- AIM OF THE EXERCISE
Return each line of the records with nothing changed, pictures excepted.

- INFORMATION PROVIDED
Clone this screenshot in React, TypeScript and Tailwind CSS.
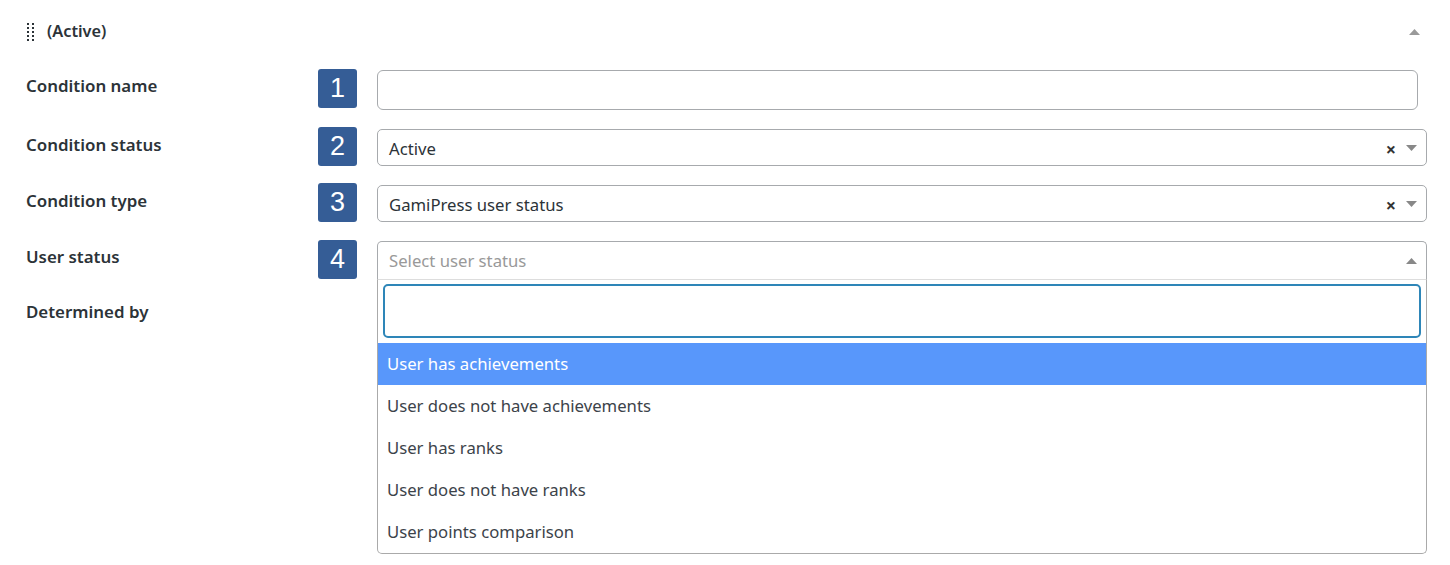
import React from "react";

const FONT = { fontFamily: '"Segoe UI", "Noto Sans", "Open Sans", sans-serif' };

function Badge({ n }: { n: number }) {
  return (
    <div className="w-[39px] h-[39px] shrink-0 rounded-[3px] bg-[#355d96] text-white flex items-center justify-center text-[27px] leading-none" style={{ fontFamily: '"Liberation Sans", Arial, sans-serif' }}>
      {n}
    </div>
  );
}

function DownArrow() {
  return (
    <svg width="11" height="6" viewBox="0 0 11 6" className="shrink-0">
      <path d="M0 0 L11 0 L5.5 6 Z" fill="#888" />
    </svg>
  );
}

function UpArrow({ color = "#888" }: { color?: string }) {
  return (
    <svg width="11" height="6" viewBox="0 0 11 6" className="shrink-0">
      <path d="M0 6 L11 6 L5.5 0 Z" fill={color} />
    </svg>
  );
}

function SelectBox({ value }: { value: string }) {
  return (
    <div className="h-[37px] mt-[2px] rounded-[5px] border border-[#a7aaad] bg-white flex items-center pl-[11px] pr-[9px]">
      <span className="flex-1 text-[16.7px] text-[#2c3338] pt-[3px]">{value}</span>
      <span className="text-[18px] font-bold text-[#333] leading-none mr-[10px] mt-[2px]">×</span>
      <DownArrow />
    </div>
  );
}

function Label({ text, pt }: { text: string; pt: string }) {
  return (
    <div className={`w-[292px] shrink-0 text-[16.9px] font-semibold text-[#2c3338] leading-[24px] ${pt}`}>{text}</div>
  );
}

const options = [
  "User has achievements",
  "User does not have achievements",
  "User has ranks",
  "User does not have ranks",
  "User points comparison",
];

export default function App() {
  return (
    <div className="w-[1450px] h-[565px] bg-white pl-[26px] pt-[19px] relative overflow-hidden" style={FONT}>
      {/* Header */}
      <div className="flex items-center h-[25px] pr-[30px]">
        <svg width="9" height="19" viewBox="0 0 9 19" className="mr-[12px]">
          {[0, 1, 2, 3, 4].map((r) => (
            <g key={r}>
              <rect x="1" y={1 + r * 4} width="2" height="2" fill="#2c3338" />
              <rect x="6" y={1 + r * 4} width="2" height="2" fill="#2c3338" />
            </g>
          ))}
        </svg>
        <span className="text-[16.3px] font-semibold text-[#2c3338] flex-1">(Active)</span>
        <UpArrow color="#9a9a9a" />
      </div>

      {/* Row 1 */}
      <div className="flex mt-[25px] pr-[32px]">
        <Label text="Condition name" pt="pt-[5px]" />
        <Badge n={1} />
        <div className="flex-1 ml-[20px] mt-[1px] h-[40px] rounded-[6px] border border-[#a7aaad] bg-white" />
      </div>

      {/* Row 2 */}
      <div className="flex mt-[17px] pr-[23px]">
        <Label text="Condition status" pt="pt-[6px]" />
        <Badge n={2} />
        <div className="flex-1 ml-[20px]">
          <SelectBox value="Active" />
        </div>
      </div>

      {/* Row 3 */}
      <div className="flex mt-[17px] pr-[23px]">
        <Label text="Condition type" pt="pt-[6px]" />
        <Badge n={3} />
        <div className="flex-1 ml-[20px]">
          <SelectBox value="GamiPress user status" />
        </div>
      </div>

      {/* Row 4 */}
      <div className="flex mt-[18px] pr-[23px]">
        <Label text="User status" pt="pt-[5px]" />
        <Badge n={4} />
        <div className="flex-1 ml-[20px] relative">
          <div className="h-[38px] mt-[1px] rounded-t-[5px] border border-b-0 border-[#a7aaad] bg-white flex items-center pl-[11px] pr-[9px]">
            <span className="flex-1 text-[16.7px] text-[#999]">Select user status</span>
            <UpArrow />
          </div>
          {/* Dropdown */}
          <div className="absolute left-0 right-0 top-[39px] z-10 bg-white border border-[#aaa] rounded-b-[5px] border-t-[#ddd]">
            <div className="pt-[4px] px-[5px] pb-[5px]">
              <div className="h-[54px] rounded-[5px] border-2 border-[#2e86b8] bg-white" />
            </div>
            <ul className="text-[16.7px] text-[#3c434a]">
              {options.map((o, i) => (
                <li
                  key={o}
                  className={`h-[42px] flex items-center pl-[9px] ${i === 0 ? "bg-[#5897fb] text-white" : ""}`}
                >
                  {o}
                </li>
              ))}
            </ul>
          </div>
        </div>
      </div>

      {/* Row 5 */}
      <div className="flex mt-[21px]">
        <Label text="Determined by" pt="pt-[0px]" />
      </div>
    </div>
  );
}
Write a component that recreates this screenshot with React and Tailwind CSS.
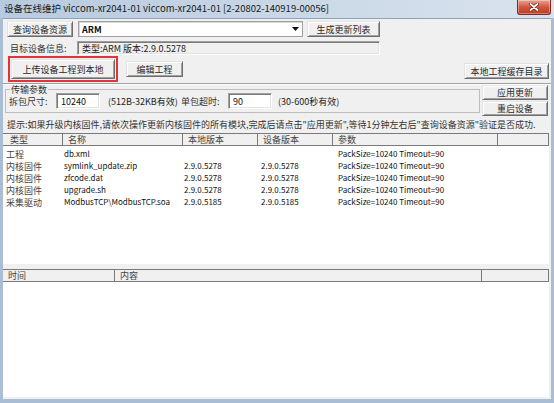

- TASK SOLUTION
Clone this screenshot in React, TypeScript and Tailwind CSS.
import React from "react";

const FONT = { fontFamily: '"Segoe UI", "Noto Sans", "Open Sans", sans-serif' };

function Badge({ n }: { n: number }) {
  return (
    <div className="w-[39px] h-[39px] shrink-0 rounded-[3px] bg-[#355d96] text-white flex items-center justify-center text-[27px] leading-none" style={{ fontFamily: '"Liberation Sans", Arial, sans-serif' }}>
      {n}
    </div>
  );
}

function DownArrow() {
  return (
    <svg width="11" height="6" viewBox="0 0 11 6" className="shrink-0">
      <path d="M0 0 L11 0 L5.5 6 Z" fill="#888" />
    </svg>
  );
}

function UpArrow({ color = "#888" }: { color?: string }) {
  return (
    <svg width="11" height="6" viewBox="0 0 11 6" className="shrink-0">
      <path d="M0 6 L11 6 L5.5 0 Z" fill={color} />
    </svg>
  );
}

function SelectBox({ value }: { value: string }) {
  return (
    <div className="h-[37px] mt-[2px] rounded-[5px] border border-[#a7aaad] bg-white flex items-center pl-[11px] pr-[9px]">
      <span className="flex-1 text-[16.7px] text-[#2c3338] pt-[3px]">{value}</span>
      <span className="text-[18px] font-bold text-[#333] leading-none mr-[10px] mt-[2px]">×</span>
      <DownArrow />
    </div>
  );
}

function Label({ text, pt }: { text: string; pt: string }) {
  return (
    <div className={`w-[292px] shrink-0 text-[16.9px] font-semibold text-[#2c3338] leading-[24px] ${pt}`}>{text}</div>
  );
}

const options = [
  "User has achievements",
  "User does not have achievements",
  "User has ranks",
  "User does not have ranks",
  "User points comparison",
];

export default function App() {
  return (
    <div className="w-[1450px] h-[565px] bg-white pl-[26px] pt-[19px] relative overflow-hidden" style={FONT}>
      {/* Header */}
      <div className="flex items-center h-[25px] pr-[30px]">
        <svg width="9" height="19" viewBox="0 0 9 19" className="mr-[12px]">
          {[0, 1, 2, 3, 4].map((r) => (
            <g key={r}>
              <rect x="1" y={1 + r * 4} width="2" height="2" fill="#2c3338" />
              <rect x="6" y={1 + r * 4} width="2" height="2" fill="#2c3338" />
            </g>
          ))}
        </svg>
        <span className="text-[16.3px] font-semibold text-[#2c3338] flex-1">(Active)</span>
        <UpArrow color="#9a9a9a" />
      </div>

      {/* Row 1 */}
      <div className="flex mt-[25px] pr-[32px]">
        <Label text="Condition name" pt="pt-[5px]" />
        <Badge n={1} />
        <div className="flex-1 ml-[20px] mt-[1px] h-[40px] rounded-[6px] border border-[#a7aaad] bg-white" />
      </div>

      {/* Row 2 */}
      <div className="flex mt-[17px] pr-[23px]">
        <Label text="Condition status" pt="pt-[6px]" />
        <Badge n={2} />
        <div className="flex-1 ml-[20px]">
          <SelectBox value="Active" />
        </div>
      </div>

      {/* Row 3 */}
      <div className="flex mt-[17px] pr-[23px]">
        <Label text="Condition type" pt="pt-[6px]" />
        <Badge n={3} />
        <div className="flex-1 ml-[20px]">
          <SelectBox value="GamiPress user status" />
        </div>
      </div>

      {/* Row 4 */}
      <div className="flex mt-[18px] pr-[23px]">
        <Label text="User status" pt="pt-[5px]" />
        <Badge n={4} />
        <div className="flex-1 ml-[20px] relative">
          <div className="h-[38px] mt-[1px] rounded-t-[5px] border border-b-0 border-[#a7aaad] bg-white flex items-center pl-[11px] pr-[9px]">
            <span className="flex-1 text-[16.7px] text-[#999]">Select user status</span>
            <UpArrow />
          </div>
          {/* Dropdown */}
          <div className="absolute left-0 right-0 top-[39px] z-10 bg-white border border-[#aaa] rounded-b-[5px] border-t-[#ddd]">
            <div className="pt-[4px] px-[5px] pb-[5px]">
              <div className="h-[54px] rounded-[5px] border-2 border-[#2e86b8] bg-white" />
            </div>
            <ul className="text-[16.7px] text-[#3c434a]">
              {options.map((o, i) => (
                <li
                  key={o}
                  className={`h-[42px] flex items-center pl-[9px] ${i === 0 ? "bg-[#5897fb] text-white" : ""}`}
                >
                  {o}
                </li>
              ))}
            </ul>
          </div>
        </div>
      </div>

      {/* Row 5 */}
      <div className="flex mt-[21px]">
        <Label text="Determined by" pt="pt-[0px]" />
      </div>
    </div>
  );
}
Write a component that recreates this screenshot with React and Tailwind CSS.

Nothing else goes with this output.